O jakości produktów Semco łatwo się przekonać, gdy wchodzi się do wnętrza zabytkowego młyna. Na jednej ze ścian wiszą dziesiątki rozmaitych dyplomów oraz wyróżnień. To właśnie tam przeważnie odbywają się spotkania z rolnikami.

– Rolnicy często pytają o sposób uprawy, jaka jest wydajność nasion, jak się je czyści i suszy lub jakie urządzenia są potrzebne do zbioru. To wydaje się skomplikowane, ale jak to zobaczą, zadają pytania i potem niektórzy zaczynają uprawę – mówi Marcin Just.

I dodaje: – Bardzo chętnie polecamy np. lniankę. To świetna alternatywa dla rolników którzy mają słabe gleby i nie wychodzą tam rośliny wysokoprzemysłowe jak np. rzepak. Równie dobrą uprawą jest len, który można siać nie tylko na małych areałach.

Pochmurny dzień. Na zdjęciu widoczny jest duży budynek z cegły, do którego wchodzą dwie osoby. To zabytkowy młyn, gdzie dziś mieści się firma Semco.

Argumentem przemawiającym za uprawą roślin oleistych jest także możliwość osiągnięcia wyższego zarobku.

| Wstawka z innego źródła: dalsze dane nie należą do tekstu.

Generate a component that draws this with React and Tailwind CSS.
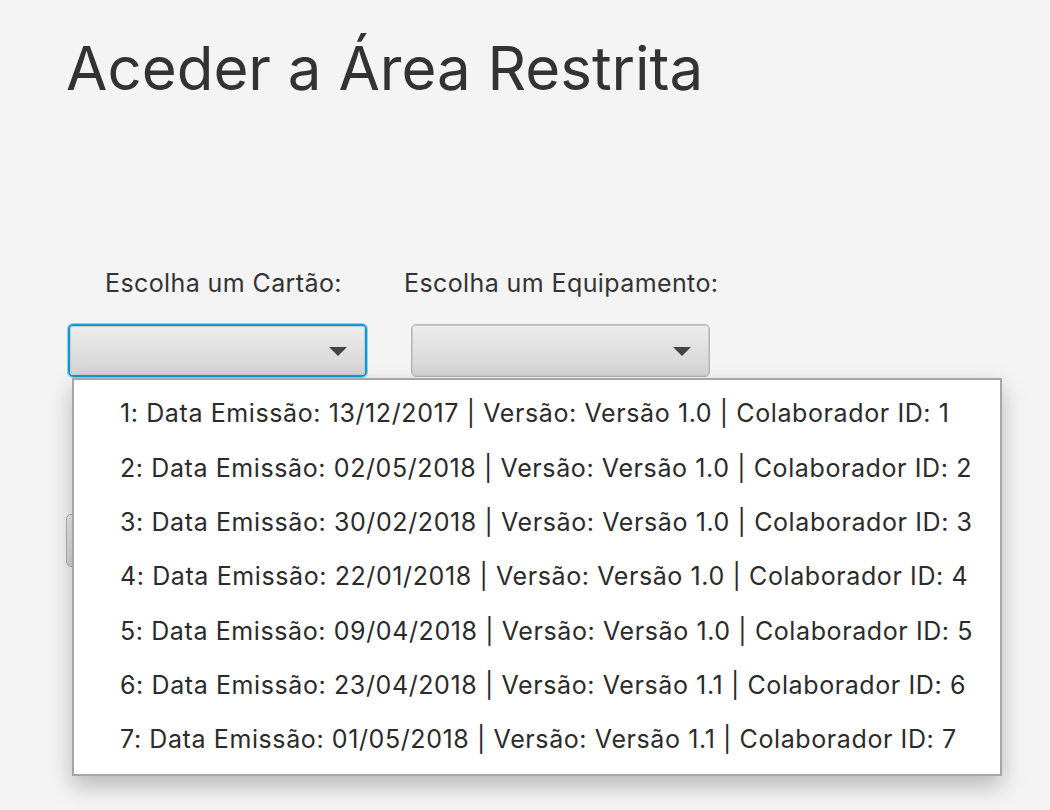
const items = [
  "1: Data Emissão: 13/12/2017 | Versão: Versão 1.0 | Colaborador ID: 1",
  "2: Data Emissão: 02/05/2018 | Versão: Versão 1.0 | Colaborador ID: 2",
  "3: Data Emissão: 30/02/2018 | Versão: Versão 1.0 | Colaborador ID: 3",
  "4: Data Emissão: 22/01/2018 | Versão: Versão 1.0 | Colaborador ID: 4",
  "5: Data Emissão: 09/04/2018 | Versão: Versão 1.0 | Colaborador ID: 5",
  "6: Data Emissão: 23/04/2018 | Versão: Versão 1.1 | Colaborador ID: 6",
  "7: Data Emissão: 01/05/2018 | Versão: Versão 1.1 | Colaborador ID: 7",
];

function Arrow() {
  return (
    <svg width="20" height="10" viewBox="0 0 20 10">
      <polygon points="1,1 19,1 10,10" fill="#444" />
    </svg>
  );
}

function Combo({ focused }) {
  return (
    <div
      className={
        "w-[299px] h-[53px] rounded-[5px] " +
        (focused
          ? "border-2 border-[#0f9ad6] shadow-[0_0_0_1px_#8fd0ee]"
          : "border border-[#b4b4b4]")
      }
    >
      <div className="w-full h-full rounded-[3px] bg-gradient-to-b from-[#ececec] to-[#d4d4d4] flex items-center justify-end pr-[16px] border border-[#cacaca]">
        <Arrow />
      </div>
    </div>
  );
}

export default function App() {
  return (
    <div className="w-[1050px] h-[810px] bg-[#f4f4f4] overflow-hidden relative font-['Inter',sans-serif] text-[#333]">
      <h1 className="pl-[66px] pt-[33px] text-[60px] leading-[70px] text-[#333]">
        Aceder a Área Restrita
      </h1>

      <div className="flex gap-[44px] pl-[68px] mt-[165px]">
        <div className="flex flex-col">
          <span className="pl-[37px] text-[25px] leading-[30px] tracking-[0.4px] text-[#333]">Escolha um Cartão:</span>
          <div className="mt-[26px]">
            <Combo focused />
          </div>
        </div>
        <div className="flex flex-col">
          <span className="-ml-[7px] text-[25px] leading-[30px] tracking-[0.4px] text-[#333]">Escolha um Equipamento:</span>
          <div className="mt-[26px]">
            <Combo />
          </div>
        </div>
      </div>

      <div className="ml-[66px] mt-[137px] w-[300px] h-[53px] rounded-[5px] border border-[#b0b0b0] bg-gradient-to-b from-[#ececec] to-[#d6d6d6]" />

      <div className="absolute left-[72px] top-[378px] w-[930px] h-[398px] bg-white border-2 border-[#a6a6a6] shadow-[0_10px_22px_rgba(0,0,0,0.25)] pt-[7px]">
        {items.map((t) => (
          <div key={t} className="h-[54.3px] flex items-center pl-[46px] text-[25px] tracking-[0.6px] text-[#2b2b2b] whitespace-nowrap">
            {t}
          </div>
        ))}
      </div>
    </div>
  );
}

– Jeśli rolnik ma niewielkie gospodarstwo, to może osiągnąć wyższe dochody siejąc rzadsze rośliny oleiste jak dynia, konopie, lnianka, len. Na rzadkich nasionach oleistych można więcej zarobić. Ponadto, małym gospodarstwom łatwiej także zapewnić uprawę ekologiczną, która przynosi nie tylko większy dochód, ale jest także coraz ważniejsza na naszym rynku – wyjaśnia Marcin Just.

Wnętrze pomieszczenia. Na ścianie wiszą różnorodne certyfikaty i dyplomy dla firmy Semco.

 

Pochmurny dzień. Na zdjęciu widać niewielki drewniany budynek. To sklep, w którym sprzedawane są oleje Semco.